John, that certainly is one possible explanation, but it is not just as likely that Christianity started as a Jewish version of the pagan mysteries and the gospels were their hieros logos?
That’s possible too, especially the Pauline version, I suppose. I couldn’t say to what degree Greco-Roman culture may have influenced the Dead Sea Scrolls sect or Ebionites, though Eisenman makes a good case that they are links in a chain of Jewish resistance to Hellenism that began with the Maccabees (and that they ultimately lost).
MCGRATH
“In the rough and tumble world of religious proselytizing, the appeal to Jesus’ own words and actions, the urge to claim a direct link back to Jesus himself in order to confer authority and reliability on each apostle’s preaching of the Christ, would have been an inevitable and indispensable mark of the early missionary movement. There would also have been an appeal to the apostles who had been chosen by Jesus and heard the words he spoke”
CARR
Of course, McGrath just ignores what Paul says , as he cannot fit what Paul says into his mental framework of how Christianity developed.

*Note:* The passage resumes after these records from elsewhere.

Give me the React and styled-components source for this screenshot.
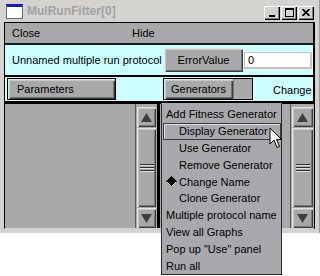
import React from "react";
import styled, { createGlobalStyle } from "styled-components";

const GlobalStyle = createGlobalStyle`
  body {
    margin: 0;
    background: #fff;
    font-family: "Liberation Sans", Arial, sans-serif;
  }
`;

const Page = styled.div`
  position: relative;
  width: 320px;
  height: 276px;
  overflow: hidden;
  background: #fff;
  font-size: 11px;
  color: #000;
`;

const Window = styled.div`
  width: 320px;
  box-sizing: border-box;
  background: #d5d3cf;
  padding: 0 4px 4px 4px;
  border-right: 1px solid #9a9a9a;
`;

const TitleBar = styled.div`
  height: 22px;
  display: flex;
  align-items: center;
`;

const AppIcon = styled.div`
  width: 15px;
  height: 11px;
  margin: 0 4px 0 2px;
  background: #fff;
  border: 1px solid #6a6a6a;
  border-top: 3px solid #1020c0;
`;

const Title = styled.div`
  flex: 1;
  font-size: 12px;
  font-weight: bold;
  color: #a2a2a2;
`;

const CapButtons = styled.div`
  display: flex;
  gap: 1px;
  margin-right: 1px;
  margin-top: 3px;
`;

const CapButton = styled.div`
  width: 16px;
  height: 14px;
  box-sizing: border-box;
  background: #d5d3cf;
  box-shadow: inset 1px 1px #fff, inset -1px -1px #000, inset -2px -2px #808080;
  display: flex;
  align-items: center;
  justify-content: center;
`;

const Body = styled.div`
  border-left: 1px solid #000;
  border-right: 2px solid #000;
  border-top: 1px solid #000;
  border-bottom: 1px solid #d5d3cf;
`;

const MenuBar = styled.div`
  height: 20px;
  display: grid;
  grid-template-columns: 120px auto;
  align-items: center;
  padding-left: 7px;
  background: #a9a9ab;
  border-bottom: 2px solid #1a1a1a;
`;

const Row = styled.div`
  display: flex;
  align-items: ${(p) => (p.$top ? "flex-start" : "center")};
  height: ${(p) => p.$h}px;
  background: #ccffff;
  border-bottom: ${(p) => p.$line}px solid #000;
  white-space: nowrap;
  overflow: hidden;
`;

const Label = styled.div`
  flex: 0 0 ${(p) => p.$w}px;
  padding-left: ${(p) => p.$pad}px;
`;

const Cell = styled.div`
  flex: 0 0 ${(p) => p.$w}px;
  display: flex;
  padding-top: 1px;
`;

const Button = styled.div`
  width: ${(p) => p.$w}px;
  height: ${(p) => p.$h}px;
  margin-left: ${(p) => p.$ml || 0}px;
  box-sizing: border-box;
  background: #a9a9ab;
  display: flex;
  align-items: center;
  justify-content: ${(p) => (p.$left ? "flex-start" : "center")};
  padding-left: ${(p) => (p.$left ? 9 : 0)}px;
  box-shadow: inset 1px 1px #e6e6e6, inset 2px 2px #c8c8c8, inset -1px -1px #3c3c3c,
    inset -2px -2px #707070;
  ${(p) => p.$outlined && "border: 1px solid #000;"}
`;

const Field = styled.div`
  width: 68px;
  height: 17px;
  margin-left: 1px;
  box-sizing: border-box;
  background: #fff;
  border: 1px solid #d9b8b8;
  border-right-width: 2px;
  border-bottom-width: 2px;
  padding-left: 3px;
  line-height: 14px;
`;

const Combo = styled.div`
  display: flex;
  width: 90px;
  height: 22px;
  margin-left: 3px;
  box-sizing: border-box;
  border: 1px solid #000;
  background: #a9a9ab;
`;

const ComboArrow = styled.div`
  flex: 1;
  background: #a9a9ab;
  box-shadow: inset 1px 0 #777;
`;

const Trail = styled.div`
  flex: 1;
  min-width: 0;
  overflow: hidden;
  margin-left: 3px;
  padding-top: 7px;
`;

const Panels = styled.div`
  display: flex;
  height: 124px;
`;

const List = styled.div`
  flex: 0 0 ${(p) => p.$w}px;
  background: #a9a9ab;
`;

const Divider = styled.div`
  flex: 0 0 3px;
  background: #000;
`;

const ScrollBar = styled.div`
  flex: 0 0 ${(p) => p.$w}px;
  box-sizing: border-box;
  display: flex;
  flex-direction: column;
  gap: 1px;
  padding: 3px 1px 0 1px;
  background: #a9a9ab;
  border-left: 1px solid #5a5a5a;
`;

const Bevel = styled.div`
  height: ${(p) => (p.$h ? `${p.$h}px` : "auto")};
  flex: ${(p) => (p.$h ? "none" : 1)};
  background: #a9a9ab;
  display: flex;
  flex-direction: column;
  align-items: center;
  justify-content: center;
  gap: 2px;
  box-shadow: inset 1px 1px #e4e4e4, inset 2px 2px #c4c4c4, inset -1px -1px #404040,
    inset -2px -2px #787878;
`;

const Grip = styled.div`
  width: 14px;
  height: 1px;
  background: #303030;
  box-shadow: 0 1px #e0e0e0;
`;

const PopMenu = styled.div`
  position: absolute;
  left: 161px;
  top: 103px;
  width: 121px;
  box-sizing: border-box;
  padding: 2px 0 0 0;
  background: #a9a9ad;
  border: 1px solid #2a2a2a;
  border-top-color: #a9a9ad;
`;

const Item = styled.div`
  display: flex;
  align-items: center;
  height: 16.8px;
  box-sizing: border-box;
  margin-left: 1px;
  padding-left: 2px;
  white-space: nowrap;
  border: 1px solid ${(p) => (p.$active ? "#3a3a3a" : "transparent")};
  box-shadow: ${(p) => (p.$active ? "inset 1px 1px #e0e0e0" : "none")};
`;

const Marker = styled.span`
  flex: 0 0 13px;
  display: flex;
  align-items: center;
`;

const Cursor = styled.svg`
  position: absolute;
  left: 269px;
  top: 127px;
`;

const TriUp = () => (
  <svg width="11" height="9" viewBox="0 0 11 9">
    <path d="M5.5 0 L11 9 L0 9 Z" fill="#404040" />
  </svg>
);

const TriDown = () => (
  <svg width="11" height="9" viewBox="0 0 11 9">
    <path d="M0 0 L11 0 L5.5 9 Z" fill="#404040" />
  </svg>
);

const Scroll = ({ w }) => (
  <ScrollBar $w={w}>
    <Bevel $h={20}>
      <TriUp />
    </Bevel>
    <Bevel>
      <Grip />
      <Grip />
      <Grip />
    </Bevel>
    <Bevel $h={20}>
      <TriDown />
    </Bevel>
  </ScrollBar>
);

const menuItems = [
  { text: "Add Fitness Generator" },
  { text: "Display Generator", indent: true, active: true },
  { text: "Use Generator", indent: true },
  { text: "Remove Generator", indent: true },
  { text: "Change Name", indent: true, mark: true },
  { text: "Clone Generator", indent: true },
  { text: "Multiple protocol name" },
  { text: "View all Graphs" },
  { text: 'Pop up "Use" panel' },
  { text: "Run all" },
];

const App = () => (
  <Page>
    <GlobalStyle />
    <Window>
      <TitleBar>
        <AppIcon />
        <Title>MulRunFitter[0]</Title>
        <CapButtons>
          <CapButton>
            <svg width="8" height="8" viewBox="0 0 8 8">
              <rect x="1" y="6" width="6" height="2" fill="#000" />
            </svg>
          </CapButton>
          <CapButton>
            <svg width="9" height="9" viewBox="0 0 9 9">
              <rect x="0.5" y="0.5" width="8" height="8" fill="none" stroke="#000" />
              <rect x="0" y="0" width="9" height="2" fill="#000" />
            </svg>
          </CapButton>
          <CapButton>
            <svg width="8" height="7" viewBox="0 0 8 7">
              <path d="M0.5 0 L7.5 7 M7.5 0 L0.5 7" stroke="#000" strokeWidth="1.6" />
            </svg>
          </CapButton>
        </CapButtons>
      </TitleBar>
      <Body>
        <MenuBar>
          <span>Close</span>
          <span>Hide</span>
        </MenuBar>
        <Row $h={30} $line={2}>
          <Label $w={152} $pad={7}>
            Unnamed multiple run protocol
          </Label>
          <Button $w={79} $h={24}>
            ErrorValue
          </Button>
          <Field>0</Field>
        </Row>
        <Row $h={24} $line={3} $top>
          <Cell $w={155}>
            <Button $w={109} $h={22} $ml={2} $left $outlined>
              Parameters
            </Button>
          </Cell>
          <Cell $w={110}>
            <Combo>
              <Button $w={69} $h={20}>
                Generators
              </Button>
              <ComboArrow />
            </Combo>
          </Cell>
          <Trail>Change Name</Trail>
        </Row>
        <Panels>
          <List $w={130} />
          <Scroll w={22} />
          <Divider />
          <List $w={130} />
          <Scroll w={24} />
        </Panels>
      </Body>
    </Window>
    <PopMenu>
      {menuItems.map((it) => (
        <Item key={it.text} $active={it.active}>
          {it.indent && (
            <Marker>
              {it.mark && (
                <svg width="11" height="11" viewBox="0 0 11 11">
                  <path d="M5.5 0 L11 5.5 L5.5 11 L0 5.5 Z" fill="#000" />
                  <path d="M1 6 L5.5 10.5 L10 6" fill="none" stroke="#e8e8e8" strokeWidth="1" />
                </svg>
              )}
            </Marker>
          )}
          {it.text}
        </Item>
      ))}
    </PopMenu>
    <Cursor width="14" height="23" viewBox="0 0 14 23">
      <path
        d="M1 1 L1 17 L5 13 L8 20.5 L10.5 19.5 L7.5 12.5 L12.5 12.5 Z"
        fill="#fff"
        stroke="#000"
        strokeWidth="1"
        strokeLinejoin="miter"
      />
    </Cursor>
  </Page>
);

export default App;
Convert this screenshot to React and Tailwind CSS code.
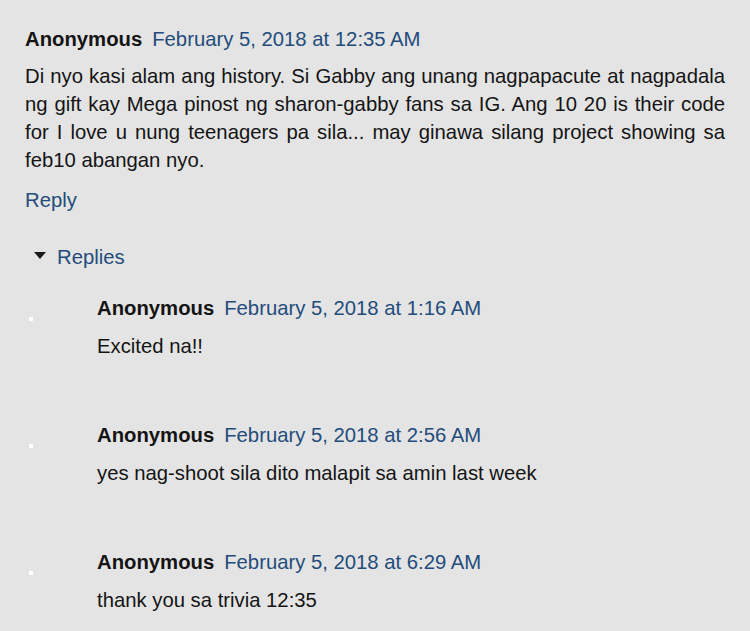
export default function App() {
  const replies = [
    { date: "February 5, 2018 at 1:16 AM", text: "Excited na!!" },
    { date: "February 5, 2018 at 2:56 AM", text: "yes nag-shoot sila dito malapit sa amin last week" },
    { date: "February 5, 2018 at 6:29 AM", text: "thank you sa trivia 12:35" },
  ];
  return (
    <div
      className="w-[750px] h-[631px] overflow-hidden bg-[#e4e4e4] text-[#141414] text-[20.3px] leading-[28px]"
      style={{ fontFamily: '"Liberation Sans", Arial, sans-serif' }}
    >
      <div className="pl-[25px] pr-[25px] pt-[25px]">
        <div className="flex items-baseline gap-[10px]">
          <span className="font-bold">Anonymous</span>
          <span className="text-[#234c7c]">February 5, 2018 at 12:35 AM</span>
        </div>
        <p className="mt-[9px] text-justify">
          Di nyo kasi alam ang history. Si Gabby ang unang nagpapacute at nagpadala ng gift kay Mega pinost ng sharon-gabby fans sa IG. Ang 10 20 is their code for I love u nung teenagers pa sila... may ginawa silang project showing sa feb10 abangan nyo.
        </p>
        <div className="mt-[12px] text-[#234c7c]">Reply</div>
        <div className="mt-[29px] flex items-center gap-[11px] pl-[9px] text-[#234c7c]">
          <svg width="12" height="8" viewBox="0 0 12 8" className="mt-[-2px]">
            <polygon points="0,0 12,0 6,7" fill="#1a1a1a" />
          </svg>
          <span>Replies</span>
        </div>
        <div className="mt-[23px] flex flex-col gap-[61px]">
          {replies.map((r, i) => (
            <div key={i} className="relative pl-[72px]">
              <span className="absolute left-[4px] top-[23px] w-[4px] h-[4px] bg-white" />
              <div className="flex items-baseline gap-[10px]">
                <span className="font-bold">Anonymous</span>
                <span className="text-[#234c7c]">{r.date}</span>
              </div>
              <div className="mt-[10px]">{r.text}</div>
            </div>
          ))}
        </div>
      </div>
    </div>
  );
}
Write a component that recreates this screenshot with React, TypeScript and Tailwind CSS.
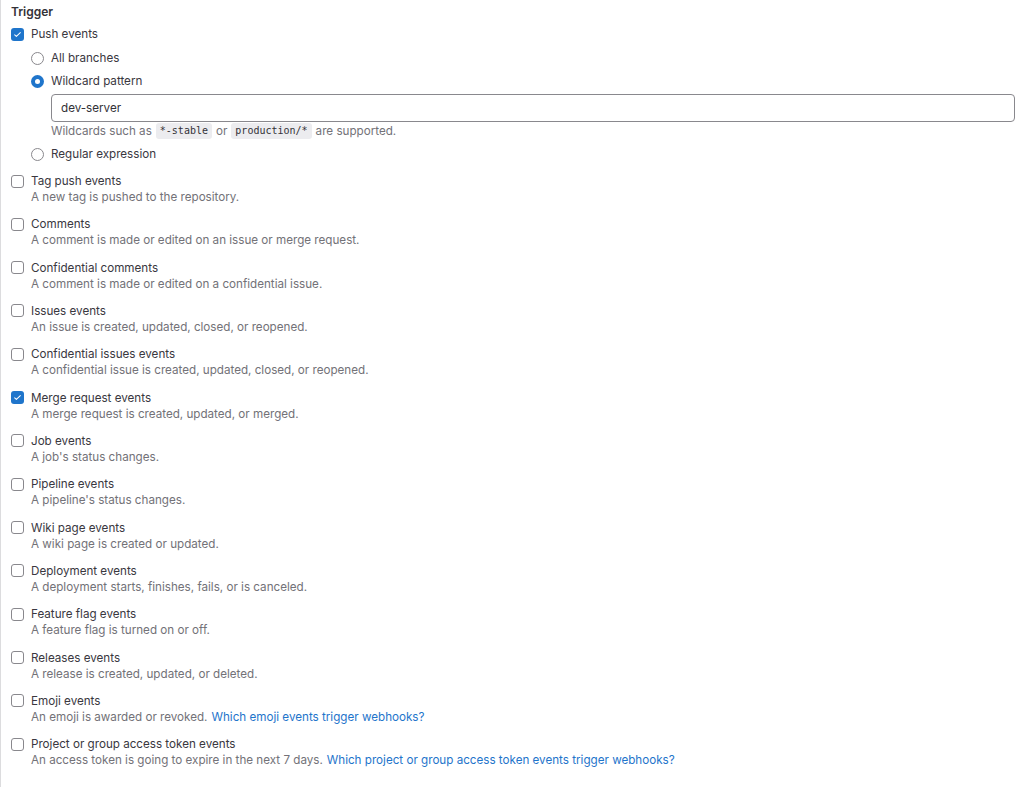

Paul, as McGrath rightly points out, would have been duty-bound to establish the authority of the apostles and the pillars.
But the authority Paul uses is never any earthly Jesus. It is either the risen Jesus, or God.
Paul thinks seeing the risen Jesus puts him on an equal footing with people McGrath claims were followers of the earthly Jesus.
1 Corinthians 9:1
Am I not an apostle? Have I not seen Jesus our Lord?
And Paul does not denigrate the pillars. He claims they have been given authority by God Himself.
1 Corinthians 12
And God has placed in the church first of all apostles, second prophets, third teachers, then miracles, then gifts of healing, of helping, of guidance, and of different kinds of tongues.
McGrath claims a prediction of his historicist theory is that Paul would say that Jesus appointed apostles.
Therefore, McGrath’s theory fails to predict reality, using the test McGrath himself devised.
McGrath’s theory has failed McGrath’s own test.